Sick at Sea
I spent my Labor Day Weekend sailing Buzzards Bay and Vineyard Sound on a gorgeous 38-foot sailboat with teak decks and billowing sails. Each day began and ended in a different spot from watching the sunrise on Cuttyhunk in the Elizabeth Islands to admiring a starry night at Lake Tashmoo on Martha's Vineyard.
Sounds perfect, doesn't it? Well, it was except that nearly 24 hours later, the earth is still moving under my feet. I was dreadfully sea sick the whole weekend.
Motion sickness occurs when the body, the inner ear, and the eyes send conflicting signals to the brain. Individuals who experience motion sickness on a regular basis need to learn to control-and eventually prevent-these symptoms. Motion sickness is common with about one-third of the world's population experiencing symptoms during routine travel.
I have learned how to deal with, and somewhat control, my lifelong issue with motion sickness by car, train and plane. But boats are the wild card. Experts recommend that you stay on the deck and look at the horizon when sailing. You also can take prescription and nonprescription medicine before travel to prevent or reduce symptoms of nausea and vomiting.
The problem is that I packed in such a hurry that I forgot my medication and my PSI bands. Psi bands are acupressure wrist bands for the relief of nausea due to pregnancy, motion sickness/ travel, chemotherapy, and anesthesia. Although approved by the FDA, there is little scientific evidence that the bracelets work but they may have a placebo effect. Either way, I wish I had had my bracelets and my meds.
People often try alternative methods of preventing motion sickness such as taking ginger or wearing acupressure bands.
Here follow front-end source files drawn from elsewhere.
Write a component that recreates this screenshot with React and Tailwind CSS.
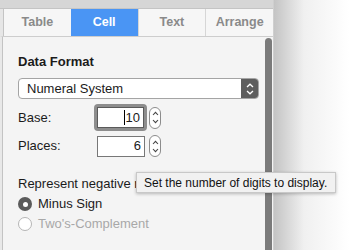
import React from 'react';

const tabs = ['Table', 'Cell', 'Text', 'Arrange'];

function Stepper() {
  return (
    <div className="w-[12px] h-[22px] rounded-[6px] border border-[#8c8c8c] bg-white flex flex-col items-center justify-center gap-[3px]">
      <svg width="7" height="5" viewBox="0 0 7 5">
        <path d="M1 4 L3.5 1.3 L6 4" fill="none" stroke="#444" strokeWidth="1.1" />
      </svg>
      <svg width="7" height="5" viewBox="0 0 7 5">
        <path d="M1 1 L3.5 3.7 L6 1" fill="none" stroke="#444" strokeWidth="1.1" />
      </svg>
    </div>
  );
}

export default function App() {
  return (
    <div className="relative w-[349px] h-[250px] flex overflow-hidden bg-white font-['Liberation_Sans',Arial,sans-serif] text-[13px] text-[#1b1b1b]">
      <div className="w-[274px] flex flex-col bg-[#f4f4f4] border-r border-[#cfcfcf]">
        <div className="h-[9px] bg-[#d6d6d6] border-b border-[#c4c4c4]" />
        <div className="flex h-[28px] bg-[#f6f6f6] border-b border-[#cdcdcd] border-l-[3px] border-l-[#e6e6e6]">
          <div className="w-px bg-[#c4c4c4]" />
          {tabs.map((t, i) => (
            <div
              key={t}
              className={`flex-1 flex items-center justify-center text-[12.5px] font-bold ${
                i === 1 ? 'bg-[#4a95f4] text-white' : 'text-[#8a8a8a]'
              } ${i > 1 ? 'border-l border-[#d6d6d6]' : ''}`}
            >
              {t}
            </div>
          ))}
        </div>
        <div className="flex flex-1">
          <div className="w-[3px] bg-[#e8e8e8] border-r border-[#c3c3c3]" />
          <div className="flex-1 pl-[15px] pr-[6px] pt-[17px] flex flex-col">
            <div className="font-bold leading-[16px]">Data Format</div>
            <div className="mt-[8px] h-[21px] flex rounded-[4px] border border-[#a4a4a4] bg-white overflow-hidden">
              <div className="flex-1 pl-[8px] flex items-center leading-[16px]">Numeral System</div>
              <div className="w-[17px] bg-[#5d5d5d] flex flex-col items-center justify-center gap-[2px]">
                <svg width="8" height="5" viewBox="0 0 8 5">
                  <path d="M1 4 L4 1.2 L7 4" fill="none" stroke="#fff" strokeWidth="1.3" />
                </svg>
                <svg width="8" height="5" viewBox="0 0 8 5">
                  <path d="M1 1 L4 3.8 L7 1" fill="none" stroke="#fff" strokeWidth="1.3" />
                </svg>
              </div>
            </div>
            <div className="mt-[5px] flex items-center h-[27px]">
              <div className="w-[76px]">Base:</div>
              <div className="p-[3px] rounded-[4px] bg-[#8d8d8d]">
                <div className="w-[47px] h-[21px] bg-white border border-[#5a5a5a] flex items-center justify-end pr-[3px] leading-[16px]">
                  <span className="w-px h-[15px] bg-black mr-[1px]" />
                  10
                </div>
              </div>
              <div className="ml-[2px]">
                <Stepper />
              </div>
            </div>
            <div className="mt-[4px] flex items-center h-[22px]">
              <div className="w-[79px]">Places:</div>
              <div className="w-[48px] h-[21px] bg-white border border-[#777] flex items-center justify-end pr-[3px] leading-[16px]">
                6
              </div>
              <div className="ml-[4px]">
                <Stepper />
              </div>
            </div>
            {/* the tooltip lies over the end of this label, as in the screenshot */}
            <div className="mt-[19px] leading-[16px] whitespace-nowrap">Represent negative numbers</div>
            <div className="mt-[3px] flex items-center gap-[6px] h-[18px]">
              <div className="w-[14px] h-[14px] rounded-full bg-[#5b5b5b] flex items-center justify-center">
                <div className="w-[5px] h-[5px] rounded-full bg-white" />
              </div>
              <span>Minus Sign</span>
            </div>
            <div className="mt-[2px] flex items-center gap-[6px] h-[18px] text-[#a8a8a8]">
              <div className="w-[14px] h-[14px] rounded-full border border-[#b5b5b5] bg-white" />
              <span>Two's-Complement</span>
            </div>
          </div>
          <div className="w-[8px] pr-[1px] pt-[1px] flex justify-end">
            <div className="w-[7px] h-full rounded-t-full bg-[#7b7b7b]" />
          </div>
        </div>
      </div>
      <div className="flex-1 bg-gradient-to-r from-[#c4c4c4] via-[#f0f0f0] via-40% to-white" />
      <div className="absolute left-[136px] top-[172px] w-[200px] h-[21px] bg-[#f1f1f1] border border-[#c8c8c8] shadow-[0_1px_3px_rgba(0,0,0,0.25)] flex items-center pl-[7px] text-[12px] text-[#111] whitespace-nowrap">
        Set the number of digits to display.
      </div>
    </div>
  );
}
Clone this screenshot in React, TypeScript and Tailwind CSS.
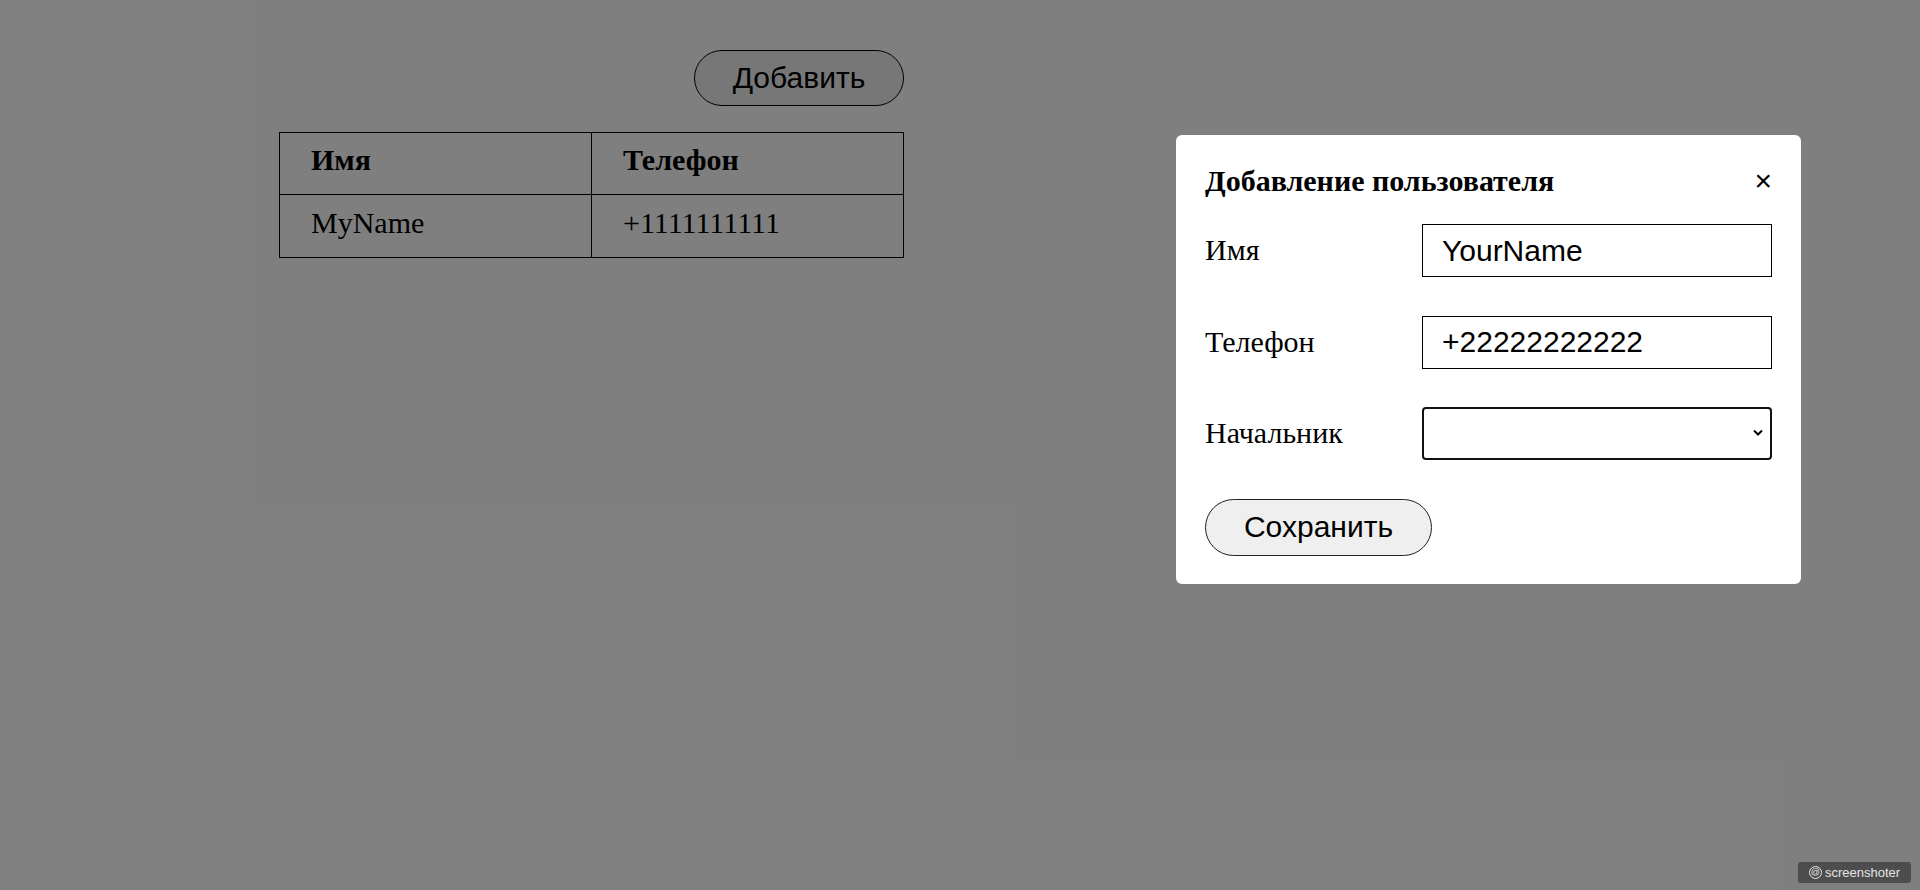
import { useState } from "react";

type User = { name: string; phone: string };

const users: User[] = [{ name: "MyName", phone: "+1111111111" }];

function UsersTable() {
  return (
    <table className="w-[625px] table-fixed border-collapse border border-black text-left">
      <thead>
        <tr>
          <th className="border border-black pt-[10px] pb-[16px] pl-[31px] font-bold">Имя</th>
          <th className="border border-black pt-[10px] pb-[16px] pl-[31px] font-bold">Телефон</th>
        </tr>
      </thead>
      <tbody>
        {users.map((u) => (
          <tr key={u.phone}>
            <td className="border border-black pt-[11px] pb-[17px] pl-[31px]">{u.name}</td>
            <td className="border border-black pt-[11px] pb-[17px] pl-[31px]">{u.phone}</td>
          </tr>
        ))}
      </tbody>
    </table>
  );
}

function AddUserModal() {
  const [name, setName] = useState("YourName");
  const [phone, setPhone] = useState("+22222222222");

  return (
    <div className="absolute left-[1176px] top-[135px] w-[625px] rounded-[6px] bg-white px-[29px] pt-[28px] pb-[28.5px]">
      {/* Header */}
      <div className="flex h-[35px] items-center justify-between">
        <h2 className="text-[30px] font-bold leading-none">Добавление пользователя</h2>
        <button className="font-['Liberation_Sans',Arial,sans-serif] text-[30px] leading-none text-black">
          ×
        </button>
      </div>

      <div className="mt-[26px] flex flex-col gap-[38.5px]">
        <div className="flex h-[53px] items-center justify-between">
          <label>Имя</label>
          <input
            value={name}
            onChange={(e) => setName(e.target.value)}
            className="h-[53px] w-[350px] border border-black pl-[19px] font-['Liberation_Sans',Arial,sans-serif] text-[30px] text-black outline-none"
          />
        </div>
        <div className="flex h-[53px] items-center justify-between">
          <label>Телефон</label>
          <input
            value={phone}
            onChange={(e) => setPhone(e.target.value)}
            className="h-[53px] w-[350px] border border-black pl-[19px] font-['Liberation_Sans',Arial,sans-serif] text-[30px] text-black outline-none"
          />
        </div>
        <div className="flex h-[53px] items-center justify-between">
          <label>Начальник</label>
          <div className="relative h-[53px] w-[350px]">
            <select className="h-full w-full appearance-none rounded-[4px] border-2 border-[#111] bg-white font-['Liberation_Sans',Arial,sans-serif] text-[30px] outline-none">
              <option value=""></option>
            </select>
            <svg
              className="pointer-events-none absolute right-[8px] top-[21px]"
              width="12"
              height="9"
              viewBox="0 0 12 9"
              fill="none"
            >
              <path d="M2 2.5 L6 6.5 L10 2.5" stroke="#000" strokeWidth="2" />
            </svg>
          </div>
        </div>
        <div>
          <button className="h-[57px] w-[227px] rounded-full border border-[#222] bg-[#efefef] font-['Liberation_Sans',Arial,sans-serif] text-[30px] text-black">
            Сохранить
          </button>
        </div>
      </div>
    </div>
  );
}

export default function App() {
  return (
    <div className="relative h-[890px] w-full overflow-hidden bg-white font-['Liberation_Serif','Times_New_Roman',serif] text-[30px] leading-[1.15] text-black">
      <main className="flex w-[625px] flex-col items-end gap-[26px] pt-[50px] ml-[279px]">
        <button className="h-[56px] w-[210px] rounded-full border border-black bg-[#efefef] font-['Liberation_Sans',Arial,sans-serif] text-[30px] text-black">
          Добавить
        </button>
        <UsersTable />
      </main>

      {/* Overlay */}
      <div className="absolute inset-0 bg-black/50">
        <AddUserModal />
      </div>

      {/* Screenshot badge */}
      <div className="absolute bottom-[7px] right-[9px] flex h-[21px] w-[113px] items-center justify-center gap-[3px] rounded-[3px] bg-[#4d4d4d] font-['Liberation_Sans',Arial,sans-serif] text-[13px] text-[#e6e6e6]">
        <span className="flex h-[13px] w-[13px] items-center justify-center rounded-full border-[1.5px] border-[#e6e6e6] text-[9px] leading-none">
          @
        </span>
        <span className="leading-none">screenshoter</span>
      </div>
    </div>
  );
}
A physical therapy clinic with a specialty in vestibular therapy may help individuals who have significant problems with motion sickness. Vestibular therapy consists of exercises involving head and body movements which are designed to decrease dizziness, increase balance function and increase general activity levels.
Because I am still dizzy and nauseous and have a headache, I'm in the process of getting a referral from my physician for physical therapy so that I may undergo a vestibular evaluation to determine the appropriate course of treatment. I want to be better prepared before my next journey and I hope PT is the answer. Do you have experience in vestibular therapy for motion sickness? What can I expect?